Andrew Korybko
One of their leading foreign affairs commentators
argued that an infliction point has already supposedly been reached whereby
Russia’s strategic defeat is predestined, but upon scrutinizing the claims that
they presented in support of that conclusion, it’s clear that this isn’t the
case at all
CNN recently published an
article by Brett McGurk, who was the Biden Administration’s National Security
Council Coordinator on the Middle East-North Africa, declaring that “Russia
is losing in Ukraine. Xi has noticed — Trump should too”. The gist is that
shifting on-the-ground dynamics, speculative casualty counts, and Ukrainian
deep strikes inside Russia have already predestined Russia’s “strategic
defeat”. Xi is thus supposedly biding his time on Taiwan and Trump should put
more pressure on Putin.
In the order that McGurk made
his case, the on-the-ground dynamics first shifted after Russia’s pullback from
Kiev shortly after the special operation began
as part of the British-
and Polish-sabotaged Istanbul peace process, so there’s nothing new in
principle about the battlelines moving back and forth.

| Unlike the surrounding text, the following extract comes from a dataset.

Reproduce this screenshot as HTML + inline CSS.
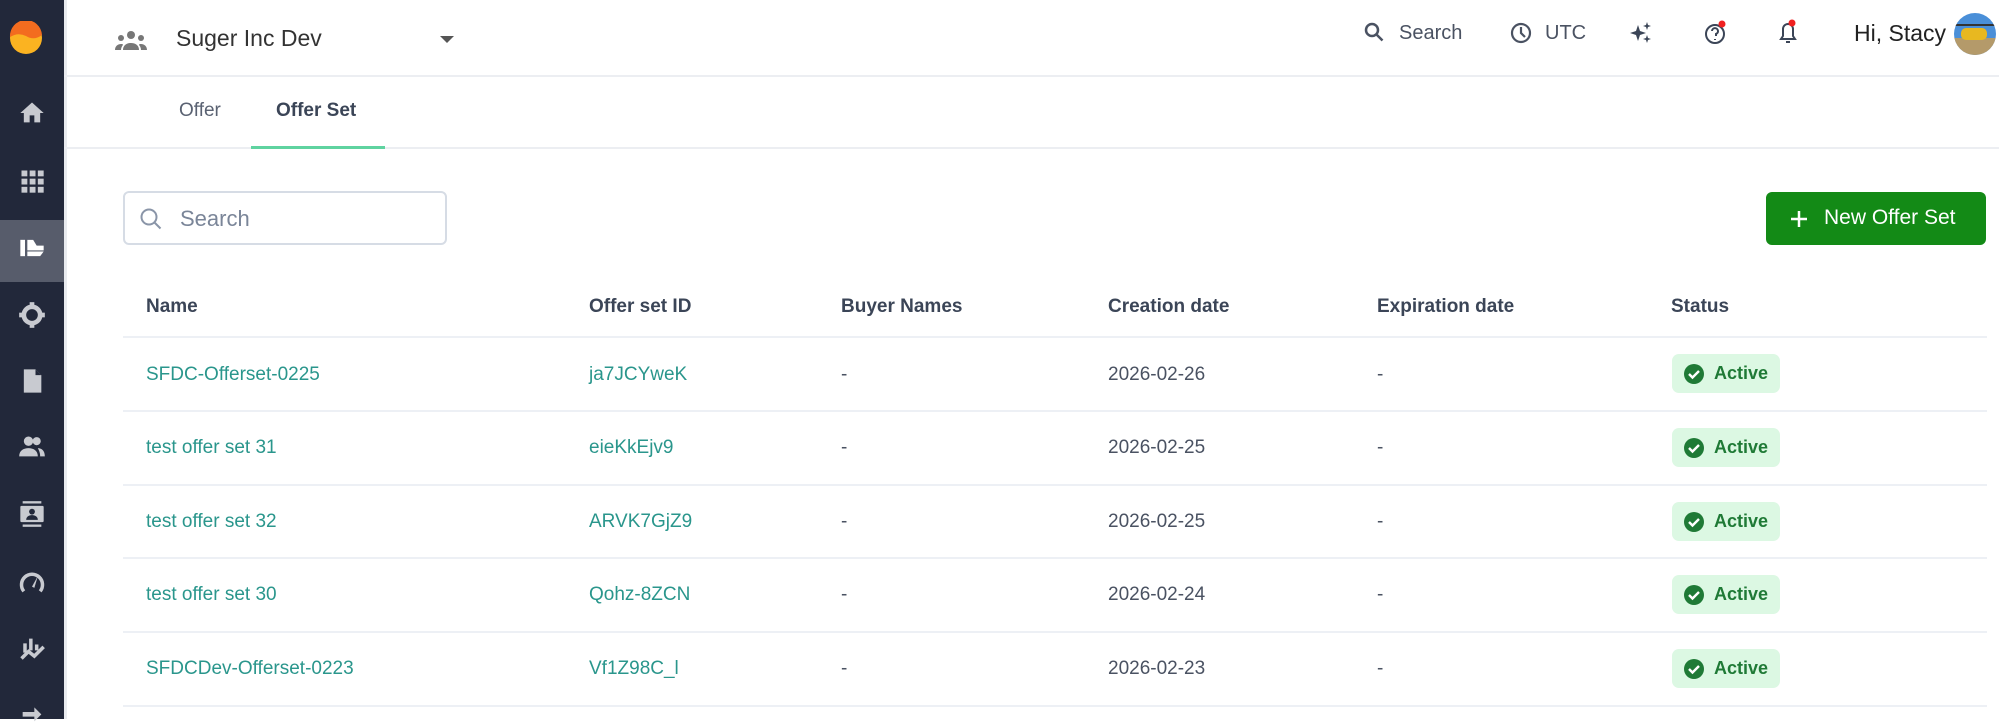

As for his second point,
neither side’s estimates of their own and the other’s casualty counts should be
taken at face value as is the case in any conflict, nor should their respective
partners’ tallies be either.
And finally, Ukraine’s deep strikes inside Russia are a predictable outcome of this protracted conflict after Ukraine received unprecedented levels of military-technical, logistics, and intelligence support from NATO, thus making the gradual evolution of its respective capabilities unsurprising. Taken together, his claim that “Russia is losing in Ukraine” is premised on giving the arguments that he made the benefit of the doubt, which will only be done by those whose preexisting assumptions were confirmed by his piece.